Methods: Multiple stakeholders and a Delphi panel contributed to program development. Training of facilitators and learners occurred in global field test sites. Course evaluations and focus groups provided data on facilitator and learner perceptions. Knowledge and skill assessments included pre/post scores from multiple choice questions (MCQ) and post-training assessment of bag and mask skills, as well as 2 objective structured clinical evaluations (OSCE).
Results: Two sites (Kenya and Pakistan) trained 31 facilitators and 102 learners. Participants expressed high satisfaction with the program and high self-efficacy with respect to neonatal resuscitation. Assessment of participant knowledge and skills pre/post-program demonstrated significant gains; however, the majority of participants could not demonstrate mastery of bag and mask ventilation on the post-training assessment without additional practice.
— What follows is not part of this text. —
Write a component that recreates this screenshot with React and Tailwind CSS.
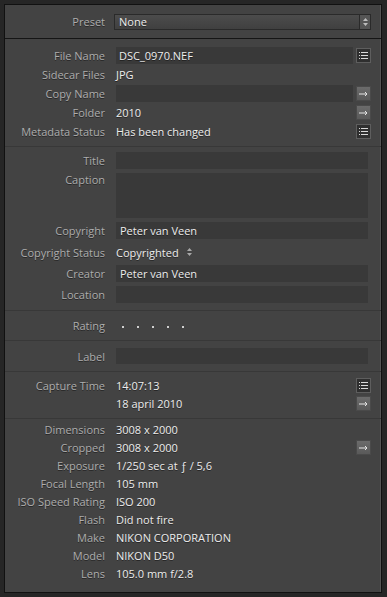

Conclusions: Participants in a program for neonatal resuscitation in resource-limited settings demonstrated high satisfaction, high self-efficacy and gains in knowledge and skills. Mastery of ventilation skills and integration of skills into case management may not be achievable in the classroom setting without additional practice, continued learning, and active mentoring in the workplace. These findings were used to revise program structure, materials and assessment tools.